Here, in what appears
to be a continuing trend with classical
music, we have the "classical concept
album" with all pieces hearkening to
a central idea evoked by the title.
I hadn’t thought of
the Pensées of Prokofiev
before in the avian realm, but alongside
its mates on this collection, it fits
nicely. Immediately on the heels of
Kate Bush’s Aerial, all of the
works here evoke the idea of birds:
flight, song, atmosphere and the environs
or time of day when birdsong is most
noted, such as sunrise and sunset. The
acoustic for the entire disc is cold
and sparse, which may turn some off
initially, but it fits the tone of the
music quite well.
Sokolov combines
the known and the new in this well-thought-out
and arranged disc of Russian piano music.

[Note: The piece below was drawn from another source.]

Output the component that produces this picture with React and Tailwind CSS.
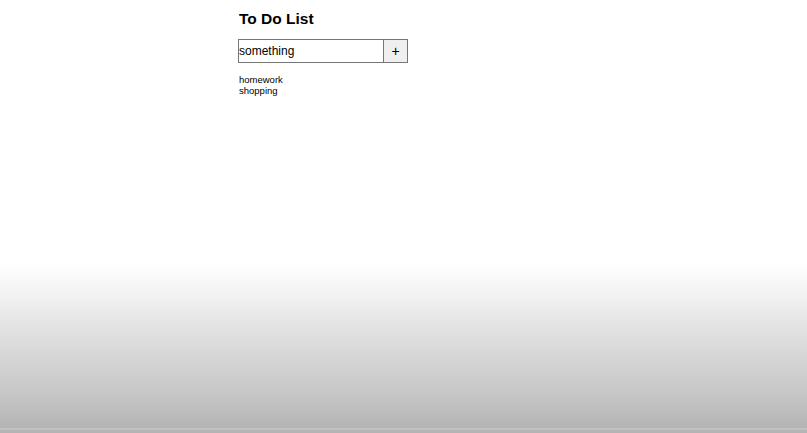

Prokofiev’s works serve as bookends,
beginning with the unfortunately not-often-heard
Pensées. Prokofiev’s tone
here is a definite change from that
of his more snide and sarcastic years
as ‘enfant terrible’ in Paris. Composed
after his return to Soviet Russia and
just as his troubles with the Stalin
régime began, these pieces show
meditation, spareness and melancholy.
The work did not meet with success upon
its publication although hindsight shows
it a work of quality. Sokolov plays
it with a thoughtful, winterlike tone.
The Wustin Lamento
has an almost Satie-like character in
its descant line, supported by quieter,
sedate left hand chords that keep it
anchored somehow to terra firma. Another
comparison would be the — and again
this adjective comes up — Musica
Callada (Cold Music) of Mompou.
Sometimes agitated, sometimes serene,
the piece evokes the sky and birdsong
in spite of its title.
The first self-penned
piece on the disc, In the Clouds,
evokes more a sense of the air and atmospherics
— storms, wind and rain — rather than
birds in its rapid arpeggios. The sustain
pedal is depressed almost throughout
the piece, and, as a surprise to many,
doffs the hat to Henry Cowell with the
soloist reaching into the piano while
playing and strumming the strings. Not
many pieces can carry this off without
seeming to copy Cowell’s The Banshee,
but this one works well, not only in
context, but also on its own.
Korndorff’s
Yarilo forms the centerpiece
to this carefully arranged disc. By
far the longest work, it evokes the
time before sunrise until the sun has
risen. Again, the music and the recording
has a frostiness about it, the spare
chords at the beginning indicating a
quiet landscape just now barely visible
to the eye. The work builds in complexity
and breadth, showing not only the increase
in light, but also the increased activity
of the birds, with trills and songs
hovering over the cold ground of the
left hand. The piece, to my ears, seems
to lose its focus toward the middle,
with its ffff climax, but regains
it with a very interesting segment filled
with treated strings, harmonics, plucked
strings, clock chimes and mechanical
rattles. The overall effect is that
of a gradual return to wakefulness as
the sun rises, including some odd harmonic
effects ostensibly done with the piano
alone, but that sound like the use of
stringed instruments as the piece fades
to silence.
The Korndorff is followed
by the longer of the Sokolov-penned
pieces, Evening Birds.
This continues the Henry Cowell effect
of the strummed strings, as well as
the widely separated left and right
hand parts — the right holding the piece
down, while the right flits through
the cold air with the other feathered
creatures that populate the piece. Here
again is the sparseness of Satie, the
nebulosity of Silvestrov. Halfway through
the piece, yet another surprise — narration
by the pianist of a poem by Zibilotsky
entitled, fittingly, ‘The Nightingale’.
The text is provided in Russian and
English translation on the first page
of the booklet. The soloist, having
finished the poem, whistles along with
the piano as the piece ends.
Wustin returns
in this symmetrically arranged collection
with Three Songs from Toropets,
a collection of three short pieces for
solo piano and fit well with Prokofiev’s
three Pensées that open
the disc. Short, sparse, and throughtful,
these pieces lead seamlessly into the
closing track, the first Fugitive
Vision of Prokofiev. And with that
enigmatic close, the disc ends.
Within the trend mentioned
earlier of "concept" albums, this disc
succeeds well. The playing is sensitive
and concise, the cold tone at first
seeming to be a shortcoming of the recording.
While it leaves the piano to sound almost
nasal, as the disc plays, this tonal
quality is an obvious choice in light
of the very carefully selected material.
A cohesive and thought-provoking program.